▸ **Records to use**:
◆ ◆ ◆ ◆ ◆

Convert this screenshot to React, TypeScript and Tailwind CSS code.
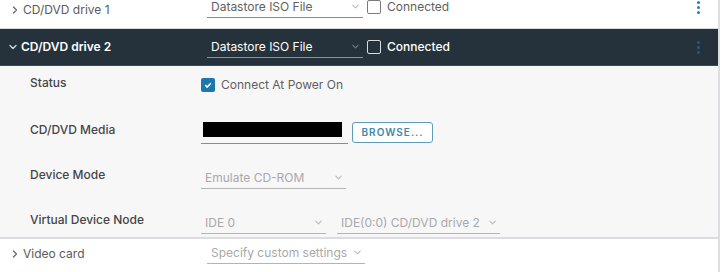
import React from 'react';

const font = { fontFamily: 'Inter, "Liberation Sans", sans-serif' };

function Caret({ dir = 'down', className = '' }: { dir?: 'down' | 'right'; className?: string }) {
  return (
    <svg
      viewBox="0 0 10 10"
      className={className}
      fill="none"
      stroke="currentColor"
      strokeWidth={1.3}
      strokeLinecap="round"
      strokeLinejoin="round"
    >
      {dir === 'down' ? <path d="M2 3.5 L5 6.5 L8 3.5" /> : <path d="M3.5 2 L6.5 5 L3.5 8" />}
    </svg>
  );
}

function Select({
  text,
  width,
  disabled = false,
  dark = false,
}: {
  text: string;
  width: string;
  disabled?: boolean;
  dark?: boolean;
}) {
  return (
    <div
      className={`flex h-[22px] items-center justify-between border-b pl-[4px] pr-[3px] ${width} ${
        dark ? 'border-[#8a949b] text-white' : disabled ? 'border-[#b4b4b4] text-[#a9a9a9]' : 'border-[#8c8c8c] text-[#616161]'
      }`}
    >
      <span className="text-[12px] leading-none whitespace-nowrap">{text}</span>
      <Caret className={`h-[9px] w-[9px] ${dark ? 'text-[#6f7a82]' : 'text-[#bdbdbd]'}`} />
    </div>
  );
}

function Checkbox({ dark = false }: { dark?: boolean }) {
  return (
    <div
      className={`h-[14px] w-[14px] rounded-[2px] border ${
        dark ? 'border-[#d9dde0] bg-transparent' : 'border-[#7a7a7a] bg-white'
      }`}
    />
  );
}

function Kebab({ dark = false }: { dark?: boolean }) {
  const c = dark ? 'bg-[#1d5f7c]' : 'bg-[#1b84b2]';
  return (
    <div className="flex flex-col gap-[2px]">
      <span className={`h-[3px] w-[3px] rounded-full ${c}`} />
      <span className={`h-[3px] w-[3px] rounded-full ${c}`} />
      <span className={`h-[3px] w-[3px] rounded-full ${c}`} />
    </div>
  );
}

function DetailRow({ label, children }: { label: string; children: React.ReactNode }) {
  return (
    <div className="flex h-[24px] items-center">
      <div className="w-[201px] pl-[30px] text-[12px] font-medium text-[#454545]">{label}</div>
      <div className="flex items-center">{children}</div>
    </div>
  );
}

export default function App() {
  return (
    <div className="flex h-[272px] w-[728px] overflow-hidden bg-white" style={font}>
      <div className="flex w-[718px] flex-col">
        {/* CD/DVD drive 1 */}
        <div className="flex h-[29px] items-start border-b border-[#d9d9d9]">
          <div className="flex w-[207px] items-center pl-[10px] pt-[1px] text-[12px] text-[#5a5a5a]">
            <Caret dir="right" className="mr-[3px] h-[10px] w-[10px] text-[#6a6a6a]" />
            CD/DVD drive 1
          </div>
          <div className="-mt-[4px] flex flex-1 items-center">
            <Select text="Datastore ISO File" width="w-[156px]" />
            <div className="ml-[4px] flex items-center gap-[6px]">
              <Checkbox />
              <span className="text-[12px] text-[#5f5f5f]">Connected</span>
            </div>
            <div className="ml-auto mr-[18px]">
              <Kebab />
            </div>
          </div>
        </div>

        {/* CD/DVD drive 2 (expanded) */}
        <div className="flex h-[37px] items-center border-b border-[#3d4a54] bg-[#25323c]">
          <div className="flex w-[207px] items-center pl-[8px] text-[12px] font-semibold text-white">
            <Caret className="mr-[3px] h-[10px] w-[10px] text-[#d6dade]" />
            CD/DVD drive 2
          </div>
          <div className="flex flex-1 items-center">
            <Select text="Datastore ISO File" width="w-[156px]" dark />
            <div className="ml-[4px] flex items-center gap-[6px]">
              <Checkbox dark />
              <span className="text-[12px] font-medium text-white">Connected</span>
            </div>
            <div className="ml-auto mr-[18px]">
              <Kebab dark />
            </div>
          </div>
        </div>

        <div className="flex flex-col border-b-2 border-[#dcdce0] bg-[#f7f7f8] pt-[5px] pb-[5px]">
          <DetailRow label="Status">
            <div className="flex items-center gap-[6px] pt-[3px]">
              <div className="flex h-[14px] w-[14px] items-center justify-center rounded-[2px] bg-[#1b77ad]">
                <svg viewBox="0 0 10 10" className="h-[10px] w-[10px]" fill="none" stroke="white" strokeWidth={1.6}>
                  <path d="M2.3 5.2 L4.2 7 L7.8 3.2" />
                </svg>
              </div>
              <span className="text-[12px] text-[#5f5f5f]">Connect At Power On</span>
            </div>
          </DetailRow>
          <div className="h-[23px]" />
          <DetailRow label="CD/DVD Media">
            <div className="mt-[6px] flex h-[22px] w-[147px] items-start border-b border-[#8c8c8c] pl-[2px]">
              <div className="h-[15px] w-[139px] bg-black" />
            </div>
            <button className="ml-[4px] mt-[4px] h-[21px] w-[81px] rounded-[3px] border border-[#5e9db5] bg-white text-[10px] font-semibold tracking-[1px] text-[#3c89a8]">
              BROWSE...
            </button>
          </DetailRow>
          <div className="h-[21px]" />
          <DetailRow label="Device Mode">
            <div className="mt-[6px]">
              <Select text="Emulate CD-ROM" width="w-[145px]" disabled />
            </div>
          </DetailRow>
          <div className="h-[21px]" />
          <DetailRow label="Virtual Device Node">
            <div className="mt-[6px] flex gap-[11px]">
              <Select text="IDE 0" width="w-[125px]" disabled />
              <Select text="IDE(0:0) CD/DVD drive 2" width="w-[163px]" disabled />
            </div>
          </DetailRow>
        </div>

        {/* Video card */}
        <div className="flex flex-1 items-start pt-[5px]">
          <div className="flex w-[207px] items-center pl-[10px] pt-[1px] text-[12px] text-[#5a5a5a]">
            <Caret dir="right" className="mr-[3px] h-[10px] w-[10px] text-[#6a6a6a]" />
            Video card
          </div>
          <div className="-mt-[2px]">
            <Select text="Specify custom settings" width="w-[158px]" disabled />
          </div>
        </div>
      </div>
      <div className="w-[2px] bg-[#dedee2]" />
      <div className="flex-1 bg-white" />
    </div>
  );
}
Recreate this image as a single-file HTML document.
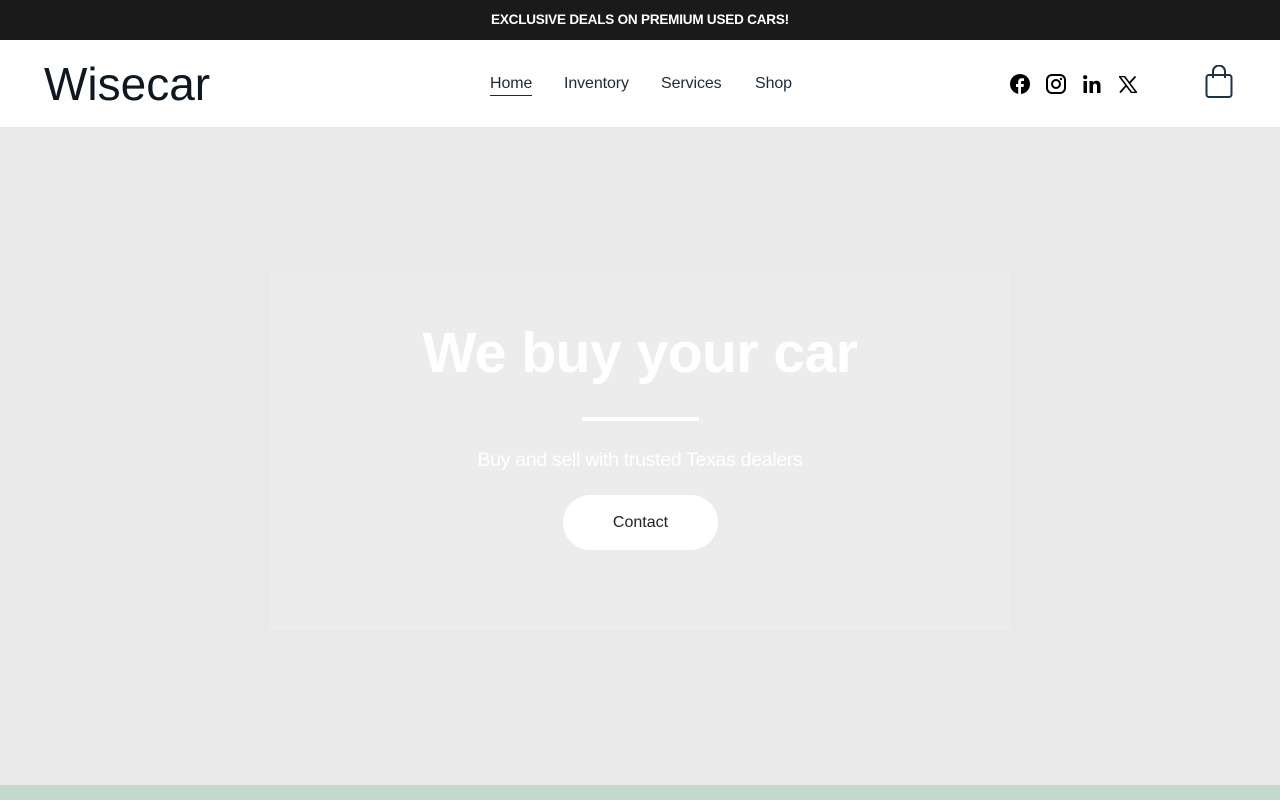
<!DOCTYPE html>
<html><head><style>
*{margin:0;padding:0;box-sizing:border-box}
body{width:1280px;height:800px;overflow:hidden;font-family:"Liberation Sans",sans-serif;background:#e9e9e9;position:relative}
.top{position:absolute;top:0;left:0;width:1280px;height:40px;background:#1a1a1a;color:#fff;font-size:13.5px;font-weight:bold;text-align:center;line-height:40px;letter-spacing:-0.2px}
.hdr{position:absolute;top:40px;left:0;width:1280px;height:87px;background:#fff}
.logo{position:absolute;left:44px;top:16px;font-size:46px;color:#0f1720;line-height:56px}
.nav{position:absolute;top:35px;font-size:16px;color:#1a2a3a;letter-spacing:-0.1px}
.hero{position:absolute;top:127px;left:0;width:1280px;height:658px;background:#e9e9e9}
.box{position:absolute;left:270px;top:271px;width:740px;height:359px;background:#ececec}
h1{position:absolute;top:318px;width:1280px;text-align:center;color:#fff;font-size:57px;font-weight:bold;line-height:70px;letter-spacing:-0.5px}
.line{position:absolute;left:582px;top:417px;width:117px;height:4px;background:#fff}
.sub{position:absolute;top:449px;width:1280px;text-align:center;color:#fff;font-size:19.5px;letter-spacing:-0.3px}
.btn{position:absolute;left:563px;top:495px;width:155px;height:55px;border-radius:28px;background:#fff;text-align:center;line-height:55px;font-size:16px;color:#222}
.foot{position:absolute;top:785px;left:0;width:1280px;height:15px;background:#c5d9d1}
</style></head><body>
<div class="top">EXCLUSIVE DEALS ON PREMIUM USED CARS!</div>
<div class="hdr">
<div class="logo">Wisecar</div>
<div class="nav" style="left:490px;border-bottom:1px solid #1a2a3a;padding-bottom:2px">Home</div>
<div class="nav" style="left:564px">Inventory</div>
<div class="nav" style="left:661px">Services</div>
<div class="nav" style="left:755px">Shop</div>
<svg style="position:absolute;left:1010px;top:34px" width="20" height="20" viewBox="0 0 20 20"><circle cx="10" cy="10" r="10" fill="#000"/><path d="M11 20v-7h2.5l.4-3H11V8.3c0-.8.3-1.3 1.4-1.3H14V4.3c-.3 0-1.2-.1-2.2-.1-2.2 0-3.6 1.3-3.6 3.7V10H6v3h2.2v7z" fill="#fff"/></svg>
<svg style="position:absolute;left:1046px;top:34px" width="20" height="20" viewBox="0 0 20 20"><rect x="1" y="1" width="18" height="18" rx="5" fill="none" stroke="#000" stroke-width="2"/><circle cx="10" cy="10" r="4" fill="none" stroke="#000" stroke-width="2"/><circle cx="15" cy="5" r="1.2" fill="#000"/></svg>
<svg style="position:absolute;left:1083px;top:35px" width="18" height="18" viewBox="0 0 18 18"><rect x="0.5" y="6" width="3.5" height="12" fill="#000"/><circle cx="2.2" cy="2.2" r="2.1" fill="#000"/><path d="M6.5 6h3.3v1.7C10.5 6.5 11.8 5.7 13.4 5.7 16.4 5.7 17.5 7.6 17.5 10.6V18H14v-6.6c0-1.6-.4-2.8-1.9-2.8-1.6 0-2.1 1.2-2.1 2.8V18H6.5z" fill="#000"/></svg>
<svg style="position:absolute;left:1119px;top:36px" width="18" height="17" viewBox="0 0 18 17"><path d="M0.5 0.5h5l12 16h-5z" fill="none" stroke="#000" stroke-width="1.6"/><path d="M16.5 0.5L10.5 7M1 16.5l6-6.7" stroke="#000" stroke-width="1.8"/></svg>
<svg style="position:absolute;left:1205px;top:25px" width="28" height="34" viewBox="0 0 28 34"><rect x="1.5" y="10" width="25" height="22" rx="2.5" fill="none" stroke="#1d3247" stroke-width="2"/><path d="M8 13V6.5a6 6 0 0 1 12 0V13" fill="none" stroke="#1d3247" stroke-width="2"/></svg>
</div>
<div class="hero"></div>
<div class="box"></div>
<h1>We buy your car</h1>
<div class="line"></div>
<div class="sub">Buy and sell with trusted Texas dealers</div>
<div class="btn">Contact</div>
<div class="foot"></div>
</body></html>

◆ ◆ ◆ ◆ ◆

▸ **Exercise aim**:
Give the number of lines in the entries that hold the word "this", and nothing else.

▸ **Worked solution**:
2